Your goal> Restate the listing below word for word, omitting any images.
· · · · ·
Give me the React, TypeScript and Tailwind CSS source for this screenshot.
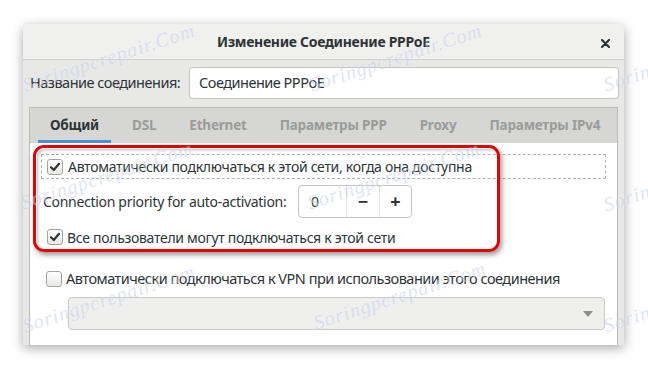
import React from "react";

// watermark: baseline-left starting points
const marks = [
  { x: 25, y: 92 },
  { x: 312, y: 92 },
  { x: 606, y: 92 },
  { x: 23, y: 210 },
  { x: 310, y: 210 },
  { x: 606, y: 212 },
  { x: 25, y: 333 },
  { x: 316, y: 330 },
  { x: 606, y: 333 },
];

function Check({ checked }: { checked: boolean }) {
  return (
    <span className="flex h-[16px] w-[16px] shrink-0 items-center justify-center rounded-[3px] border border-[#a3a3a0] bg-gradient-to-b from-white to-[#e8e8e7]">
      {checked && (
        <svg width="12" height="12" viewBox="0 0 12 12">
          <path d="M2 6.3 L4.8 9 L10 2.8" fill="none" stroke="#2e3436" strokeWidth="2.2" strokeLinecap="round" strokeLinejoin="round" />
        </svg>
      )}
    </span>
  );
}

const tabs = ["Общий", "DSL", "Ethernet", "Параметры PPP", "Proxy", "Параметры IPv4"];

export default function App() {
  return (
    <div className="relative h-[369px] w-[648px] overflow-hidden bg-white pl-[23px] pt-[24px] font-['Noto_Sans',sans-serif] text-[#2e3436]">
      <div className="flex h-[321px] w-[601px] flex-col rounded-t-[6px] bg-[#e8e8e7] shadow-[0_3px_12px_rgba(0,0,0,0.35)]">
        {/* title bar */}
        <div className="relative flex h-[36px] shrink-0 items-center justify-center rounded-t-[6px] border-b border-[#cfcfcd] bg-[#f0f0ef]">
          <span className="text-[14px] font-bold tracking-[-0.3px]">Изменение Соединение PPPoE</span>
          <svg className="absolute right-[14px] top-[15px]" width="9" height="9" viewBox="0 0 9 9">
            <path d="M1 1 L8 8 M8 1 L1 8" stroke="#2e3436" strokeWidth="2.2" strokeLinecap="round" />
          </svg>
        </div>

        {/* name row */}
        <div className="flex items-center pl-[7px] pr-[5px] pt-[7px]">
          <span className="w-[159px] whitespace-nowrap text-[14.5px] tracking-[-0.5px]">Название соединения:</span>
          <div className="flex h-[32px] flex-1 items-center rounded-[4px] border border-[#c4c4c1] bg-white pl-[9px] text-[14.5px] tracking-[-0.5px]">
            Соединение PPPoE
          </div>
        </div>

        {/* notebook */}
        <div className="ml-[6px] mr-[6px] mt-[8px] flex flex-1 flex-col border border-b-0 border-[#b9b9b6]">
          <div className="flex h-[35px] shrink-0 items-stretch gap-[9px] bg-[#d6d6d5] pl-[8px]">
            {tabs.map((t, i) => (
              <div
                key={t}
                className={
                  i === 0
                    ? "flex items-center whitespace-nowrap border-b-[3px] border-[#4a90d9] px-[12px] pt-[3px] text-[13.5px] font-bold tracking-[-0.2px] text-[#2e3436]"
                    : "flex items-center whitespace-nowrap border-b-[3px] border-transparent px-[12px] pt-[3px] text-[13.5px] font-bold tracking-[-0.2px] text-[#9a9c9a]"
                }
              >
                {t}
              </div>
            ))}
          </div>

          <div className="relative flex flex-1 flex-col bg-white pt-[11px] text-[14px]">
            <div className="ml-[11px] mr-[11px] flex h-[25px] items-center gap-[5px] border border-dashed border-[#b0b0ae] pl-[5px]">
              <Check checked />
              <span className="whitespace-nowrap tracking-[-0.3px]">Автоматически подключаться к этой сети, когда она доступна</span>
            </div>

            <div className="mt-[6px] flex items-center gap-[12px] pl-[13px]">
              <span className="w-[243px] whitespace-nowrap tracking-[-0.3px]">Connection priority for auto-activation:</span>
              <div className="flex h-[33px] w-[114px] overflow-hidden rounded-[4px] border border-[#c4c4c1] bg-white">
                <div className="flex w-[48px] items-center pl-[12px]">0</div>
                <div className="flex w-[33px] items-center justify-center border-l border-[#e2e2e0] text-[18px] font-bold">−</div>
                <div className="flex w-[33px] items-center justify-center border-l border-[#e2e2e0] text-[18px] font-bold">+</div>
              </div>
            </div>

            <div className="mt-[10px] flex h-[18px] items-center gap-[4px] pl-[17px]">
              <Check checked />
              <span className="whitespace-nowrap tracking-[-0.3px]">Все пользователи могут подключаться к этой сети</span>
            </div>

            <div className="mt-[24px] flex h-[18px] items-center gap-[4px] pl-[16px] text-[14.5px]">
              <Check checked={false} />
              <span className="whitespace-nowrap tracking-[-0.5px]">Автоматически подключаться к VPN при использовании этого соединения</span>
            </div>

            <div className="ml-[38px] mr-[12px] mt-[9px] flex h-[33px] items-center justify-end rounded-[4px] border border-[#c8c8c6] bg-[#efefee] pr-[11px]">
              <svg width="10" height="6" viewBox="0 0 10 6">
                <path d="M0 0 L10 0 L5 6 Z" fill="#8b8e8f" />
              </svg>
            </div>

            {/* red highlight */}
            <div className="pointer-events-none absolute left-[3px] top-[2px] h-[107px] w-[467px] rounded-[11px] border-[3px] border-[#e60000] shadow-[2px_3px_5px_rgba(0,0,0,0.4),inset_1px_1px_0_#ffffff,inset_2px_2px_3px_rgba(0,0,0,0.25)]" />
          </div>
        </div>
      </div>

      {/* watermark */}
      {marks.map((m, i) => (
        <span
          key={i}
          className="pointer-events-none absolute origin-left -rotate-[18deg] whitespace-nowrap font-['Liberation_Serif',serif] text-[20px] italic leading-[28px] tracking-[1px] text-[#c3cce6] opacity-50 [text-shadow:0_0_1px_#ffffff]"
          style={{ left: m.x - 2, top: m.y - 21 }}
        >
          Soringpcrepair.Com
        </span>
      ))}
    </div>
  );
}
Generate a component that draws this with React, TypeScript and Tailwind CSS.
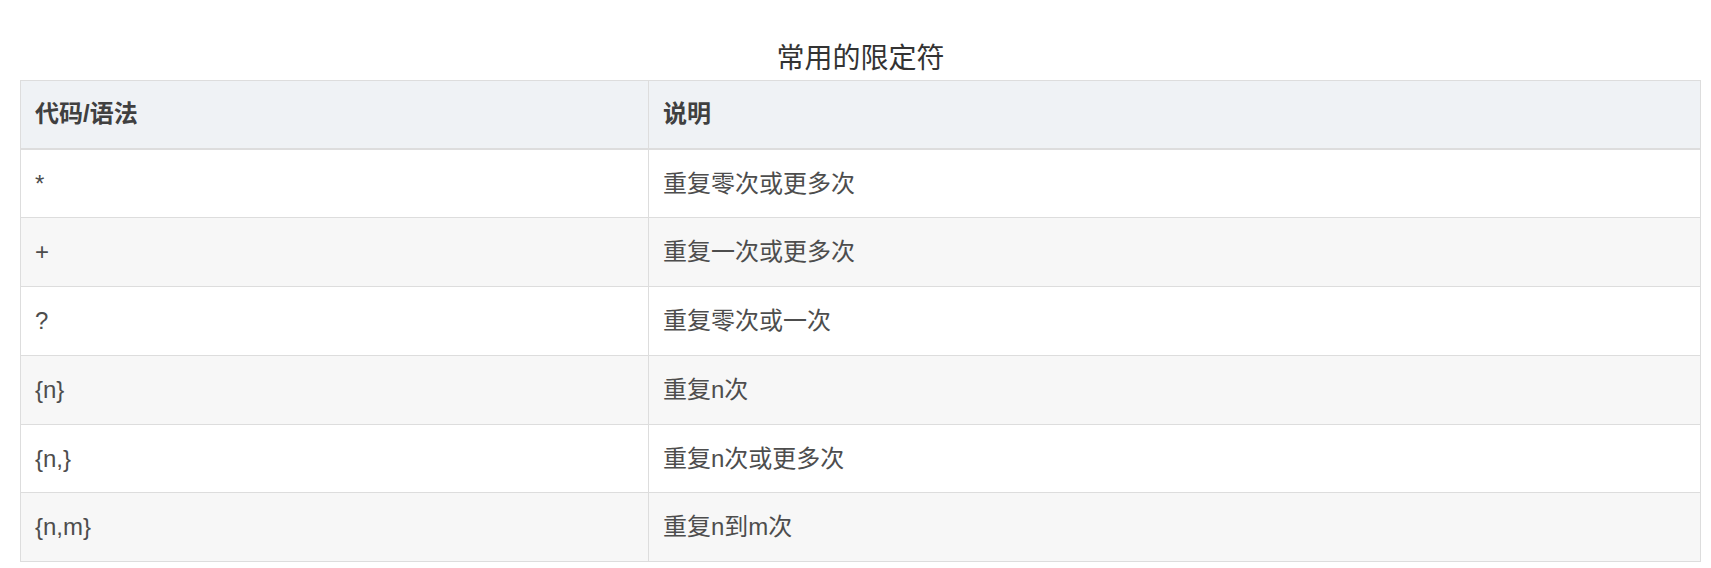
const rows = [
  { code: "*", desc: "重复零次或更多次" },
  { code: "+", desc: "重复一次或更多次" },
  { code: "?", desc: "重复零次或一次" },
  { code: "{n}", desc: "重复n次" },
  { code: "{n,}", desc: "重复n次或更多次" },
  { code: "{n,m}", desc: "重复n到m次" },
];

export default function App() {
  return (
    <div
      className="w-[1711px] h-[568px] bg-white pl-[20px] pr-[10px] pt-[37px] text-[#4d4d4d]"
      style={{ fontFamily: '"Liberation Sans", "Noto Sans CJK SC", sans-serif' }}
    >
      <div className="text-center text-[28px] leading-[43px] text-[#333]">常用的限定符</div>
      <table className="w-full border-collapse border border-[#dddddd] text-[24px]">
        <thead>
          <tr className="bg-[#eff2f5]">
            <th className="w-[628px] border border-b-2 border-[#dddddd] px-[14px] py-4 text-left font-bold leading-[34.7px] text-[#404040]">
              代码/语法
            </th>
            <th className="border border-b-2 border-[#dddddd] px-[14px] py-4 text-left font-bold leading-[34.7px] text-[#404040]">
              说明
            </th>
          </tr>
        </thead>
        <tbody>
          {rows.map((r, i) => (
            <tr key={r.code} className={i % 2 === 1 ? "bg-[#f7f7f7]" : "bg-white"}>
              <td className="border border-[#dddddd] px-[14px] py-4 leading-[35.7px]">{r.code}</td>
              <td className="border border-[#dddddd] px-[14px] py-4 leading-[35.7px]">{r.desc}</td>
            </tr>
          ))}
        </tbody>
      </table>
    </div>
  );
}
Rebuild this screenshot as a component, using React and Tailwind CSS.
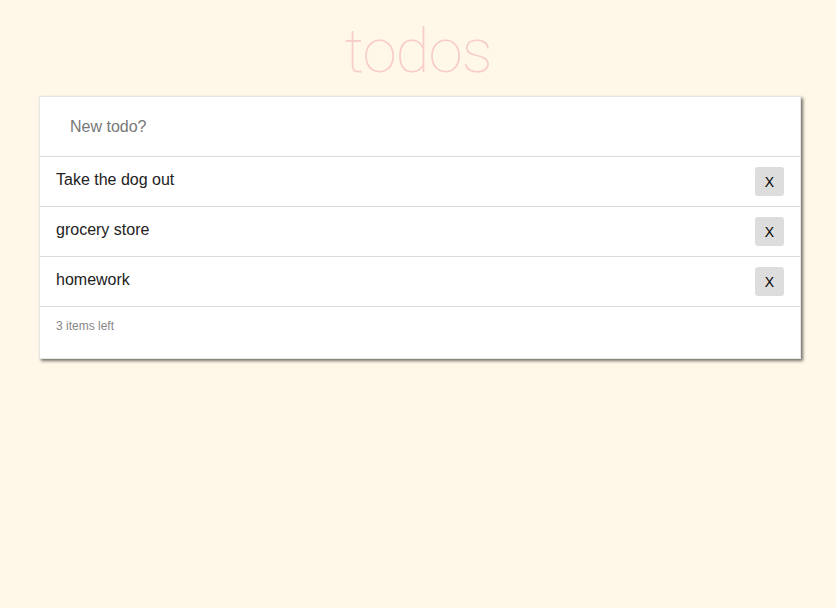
· · · · ·
Solution to this problem>
Give me the React, TypeScript and Tailwind CSS source for this screenshot.
import React from "react";

// watermark: baseline-left starting points
const marks = [
  { x: 25, y: 92 },
  { x: 312, y: 92 },
  { x: 606, y: 92 },
  { x: 23, y: 210 },
  { x: 310, y: 210 },
  { x: 606, y: 212 },
  { x: 25, y: 333 },
  { x: 316, y: 330 },
  { x: 606, y: 333 },
];

function Check({ checked }: { checked: boolean }) {
  return (
    <span className="flex h-[16px] w-[16px] shrink-0 items-center justify-center rounded-[3px] border border-[#a3a3a0] bg-gradient-to-b from-white to-[#e8e8e7]">
      {checked && (
        <svg width="12" height="12" viewBox="0 0 12 12">
          <path d="M2 6.3 L4.8 9 L10 2.8" fill="none" stroke="#2e3436" strokeWidth="2.2" strokeLinecap="round" strokeLinejoin="round" />
        </svg>
      )}
    </span>
  );
}

const tabs = ["Общий", "DSL", "Ethernet", "Параметры PPP", "Proxy", "Параметры IPv4"];

export default function App() {
  return (
    <div className="relative h-[369px] w-[648px] overflow-hidden bg-white pl-[23px] pt-[24px] font-['Noto_Sans',sans-serif] text-[#2e3436]">
      <div className="flex h-[321px] w-[601px] flex-col rounded-t-[6px] bg-[#e8e8e7] shadow-[0_3px_12px_rgba(0,0,0,0.35)]">
        {/* title bar */}
        <div className="relative flex h-[36px] shrink-0 items-center justify-center rounded-t-[6px] border-b border-[#cfcfcd] bg-[#f0f0ef]">
          <span className="text-[14px] font-bold tracking-[-0.3px]">Изменение Соединение PPPoE</span>
          <svg className="absolute right-[14px] top-[15px]" width="9" height="9" viewBox="0 0 9 9">
            <path d="M1 1 L8 8 M8 1 L1 8" stroke="#2e3436" strokeWidth="2.2" strokeLinecap="round" />
          </svg>
        </div>

        {/* name row */}
        <div className="flex items-center pl-[7px] pr-[5px] pt-[7px]">
          <span className="w-[159px] whitespace-nowrap text-[14.5px] tracking-[-0.5px]">Название соединения:</span>
          <div className="flex h-[32px] flex-1 items-center rounded-[4px] border border-[#c4c4c1] bg-white pl-[9px] text-[14.5px] tracking-[-0.5px]">
            Соединение PPPoE
          </div>
        </div>

        {/* notebook */}
        <div className="ml-[6px] mr-[6px] mt-[8px] flex flex-1 flex-col border border-b-0 border-[#b9b9b6]">
          <div className="flex h-[35px] shrink-0 items-stretch gap-[9px] bg-[#d6d6d5] pl-[8px]">
            {tabs.map((t, i) => (
              <div
                key={t}
                className={
                  i === 0
                    ? "flex items-center whitespace-nowrap border-b-[3px] border-[#4a90d9] px-[12px] pt-[3px] text-[13.5px] font-bold tracking-[-0.2px] text-[#2e3436]"
                    : "flex items-center whitespace-nowrap border-b-[3px] border-transparent px-[12px] pt-[3px] text-[13.5px] font-bold tracking-[-0.2px] text-[#9a9c9a]"
                }
              >
                {t}
              </div>
            ))}
          </div>

          <div className="relative flex flex-1 flex-col bg-white pt-[11px] text-[14px]">
            <div className="ml-[11px] mr-[11px] flex h-[25px] items-center gap-[5px] border border-dashed border-[#b0b0ae] pl-[5px]">
              <Check checked />
              <span className="whitespace-nowrap tracking-[-0.3px]">Автоматически подключаться к этой сети, когда она доступна</span>
            </div>

            <div className="mt-[6px] flex items-center gap-[12px] pl-[13px]">
              <span className="w-[243px] whitespace-nowrap tracking-[-0.3px]">Connection priority for auto-activation:</span>
              <div className="flex h-[33px] w-[114px] overflow-hidden rounded-[4px] border border-[#c4c4c1] bg-white">
                <div className="flex w-[48px] items-center pl-[12px]">0</div>
                <div className="flex w-[33px] items-center justify-center border-l border-[#e2e2e0] text-[18px] font-bold">−</div>
                <div className="flex w-[33px] items-center justify-center border-l border-[#e2e2e0] text-[18px] font-bold">+</div>
              </div>
            </div>

            <div className="mt-[10px] flex h-[18px] items-center gap-[4px] pl-[17px]">
              <Check checked />
              <span className="whitespace-nowrap tracking-[-0.3px]">Все пользователи могут подключаться к этой сети</span>
            </div>

            <div className="mt-[24px] flex h-[18px] items-center gap-[4px] pl-[16px] text-[14.5px]">
              <Check checked={false} />
              <span className="whitespace-nowrap tracking-[-0.5px]">Автоматически подключаться к VPN при использовании этого соединения</span>
            </div>

            <div className="ml-[38px] mr-[12px] mt-[9px] flex h-[33px] items-center justify-end rounded-[4px] border border-[#c8c8c6] bg-[#efefee] pr-[11px]">
              <svg width="10" height="6" viewBox="0 0 10 6">
                <path d="M0 0 L10 0 L5 6 Z" fill="#8b8e8f" />
              </svg>
            </div>

            {/* red highlight */}
            <div className="pointer-events-none absolute left-[3px] top-[2px] h-[107px] w-[467px] rounded-[11px] border-[3px] border-[#e60000] shadow-[2px_3px_5px_rgba(0,0,0,0.4),inset_1px_1px_0_#ffffff,inset_2px_2px_3px_rgba(0,0,0,0.25)]" />
          </div>
        </div>
      </div>

      {/* watermark */}
      {marks.map((m, i) => (
        <span
          key={i}
          className="pointer-events-none absolute origin-left -rotate-[18deg] whitespace-nowrap font-['Liberation_Serif',serif] text-[20px] italic leading-[28px] tracking-[1px] text-[#c3cce6] opacity-50 [text-shadow:0_0_1px_#ffffff]"
          style={{ left: m.x - 2, top: m.y - 21 }}
        >
          Soringpcrepair.Com
        </span>
      ))}
    </div>
  );
}
Generate a component that draws this with React, TypeScript and Tailwind CSS.
const rows = [
  { code: "*", desc: "重复零次或更多次" },
  { code: "+", desc: "重复一次或更多次" },
  { code: "?", desc: "重复零次或一次" },
  { code: "{n}", desc: "重复n次" },
  { code: "{n,}", desc: "重复n次或更多次" },
  { code: "{n,m}", desc: "重复n到m次" },
];

export default function App() {
  return (
    <div
      className="w-[1711px] h-[568px] bg-white pl-[20px] pr-[10px] pt-[37px] text-[#4d4d4d]"
      style={{ fontFamily: '"Liberation Sans", "Noto Sans CJK SC", sans-serif' }}
    >
      <div className="text-center text-[28px] leading-[43px] text-[#333]">常用的限定符</div>
      <table className="w-full border-collapse border border-[#dddddd] text-[24px]">
        <thead>
          <tr className="bg-[#eff2f5]">
            <th className="w-[628px] border border-b-2 border-[#dddddd] px-[14px] py-4 text-left font-bold leading-[34.7px] text-[#404040]">
              代码/语法
            </th>
            <th className="border border-b-2 border-[#dddddd] px-[14px] py-4 text-left font-bold leading-[34.7px] text-[#404040]">
              说明
            </th>
          </tr>
        </thead>
        <tbody>
          {rows.map((r, i) => (
            <tr key={r.code} className={i % 2 === 1 ? "bg-[#f7f7f7]" : "bg-white"}>
              <td className="border border-[#dddddd] px-[14px] py-4 leading-[35.7px]">{r.code}</td>
              <td className="border border-[#dddddd] px-[14px] py-4 leading-[35.7px]">{r.desc}</td>
            </tr>
          ))}
        </tbody>
      </table>
    </div>
  );
}
Rebuild this screenshot as a component, using React and Tailwind CSS.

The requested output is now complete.